What happens as you pull back:

  • Containers fold into tiles. A group whose children have shrunk too small to read collapses to a single tile showing its label and a child count; its contents hide and arrows re-route to the tile. Nested groups fold innermost-first, and smaller groups fold before larger ones.
  • Leaves become shells. A standalone box whose label is too small keeps its colour and shows skeleton bars where the text was — you still see that there's a node here, without the unreadable label.
  • Loose clusters get a hull. A connected, compact group of three or more free-floating nodes wraps in a labelled "bubble" outline (named by its busiest node), with outside arrows attaching to the boundary.
  • Notes and images follow suit: a note that gets too small shows a marker so it never silently vanishes, and anything inside a folded container is subsumed into its tile.

At 100 % the board is always shown in full — aggregation is purely a zoom-out affordance — and a hysteresis band keeps the tiers from flickering as you scrub the zoom. The summary tracks your edits live: add, connect, or delete nodes and the zoomed-out view reflects it right away.

Dive into a summarised group

Aggregated tiles and hulls are read-only — you edit at full detail. Double-click a tile or hull to fly straight into that group, or just zoom back in. To switch the whole behaviour off (back to plain uniform shrinking), press Shift+D.

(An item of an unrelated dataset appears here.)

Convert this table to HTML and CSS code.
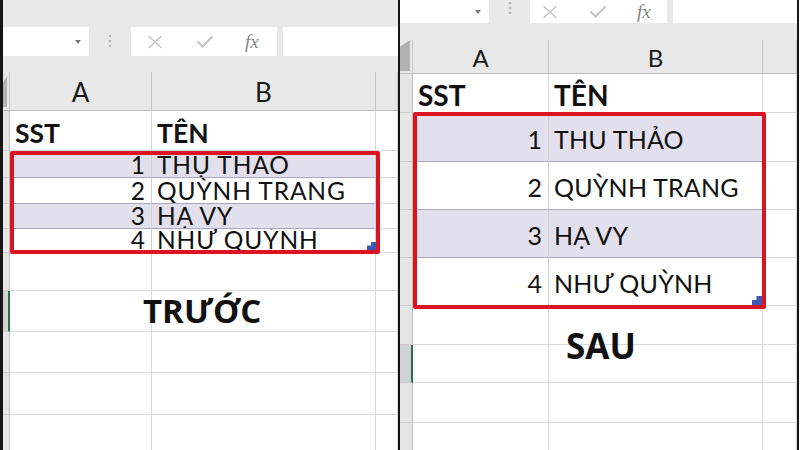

While summarising, the status bar shows a ◧ LoD indicator, and the minimap (above) outlines the regions that are currently folded — so you can see at a glance how much of the board has collapsed.

Across files

A node can link to a deeper diagram in its own .grafli file (a sub-grafli). Click through to descend into it, edit, and come back — so a large system can be a shallow top-level map plus focused drill-downs instead of one giant canvas.

When you want to explain the path

Ad-hoc navigation is for working. When you want to capture a route through the graph to replay or share, use bookmarks and flows — labeled viewpoints strung into a guided tour you can step through, present, or export to PDF. See Bookmarks & flows.